Annuler la libéralisation du marché de l'électricité et du gaz en renationalisant EDF et Engie
« Manifestation aujourd’hui à #Paris pour un pôle public de l’énergie et contre le projet #Hercule de privatisation d’EDF. »
« L’énergie est un bien commun qui ne peut être accaparé par des intérêts privés, et c’est l’inverse que prévoit le gouvernement avec le démantèlement prévu d’EDF et l’ouverture à la privatisation des énergies renouvelables et des barrages. »

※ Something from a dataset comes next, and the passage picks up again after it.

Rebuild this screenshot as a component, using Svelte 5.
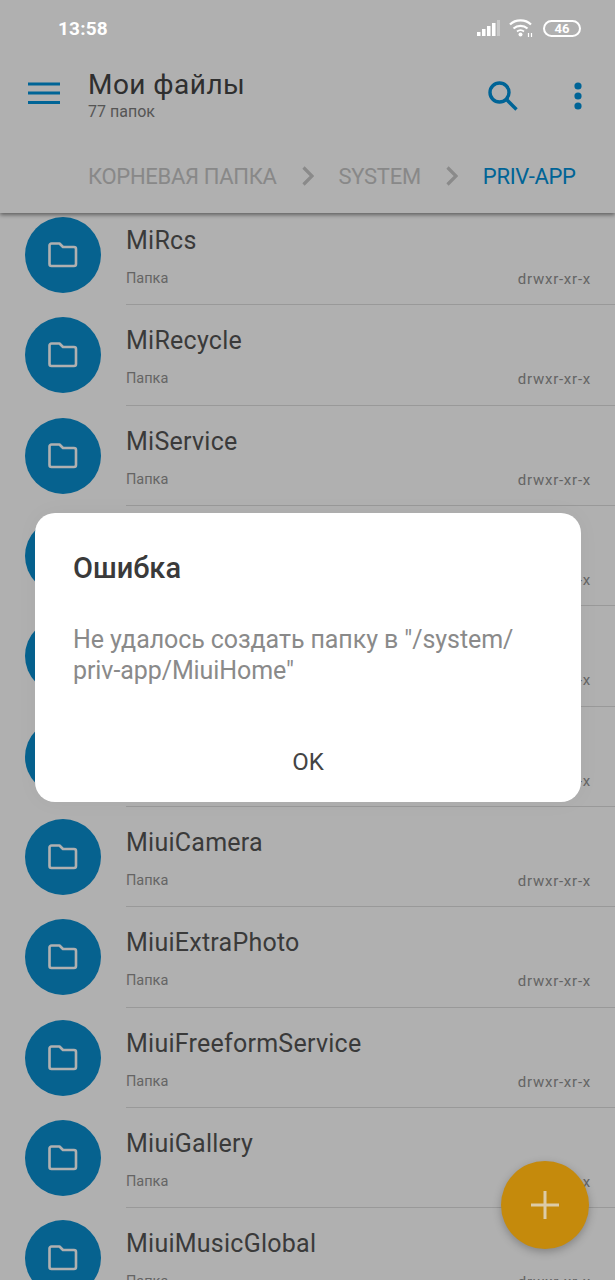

Source : Vidéo du 21 mars 2021 sur la chaîne Youtube Mélenchon 2022
Chiffrage de l’Institut Montaigne :
- Coût du rachat des actions : entre 27,7 Md€ et 37,7 Md€
- Revenus attendus des dividendes liés aux actions rachetées : entre 5,4 Md€ et 7,7 Md€ sur cinq ans
- Coût net de la mesure, sur 5 ans : entre 19,9 Md€ et 32,4 Md€
Le candidat propose d’annuler la libéralisation du marché de l’électricité et du gaz : stopper la privatisation des barrages hydroélectriques, créer un pôle public de l’énergie en lien avec des coopératives locales en renationalisant EDF et Engie. Le candidat inscrit cette mesure dans une politique publique plus large concernant l’énergie : considérée comme un bien commun, sa production et sa distribution seraient une mission de service public, et échapperaient aux intérêts privés.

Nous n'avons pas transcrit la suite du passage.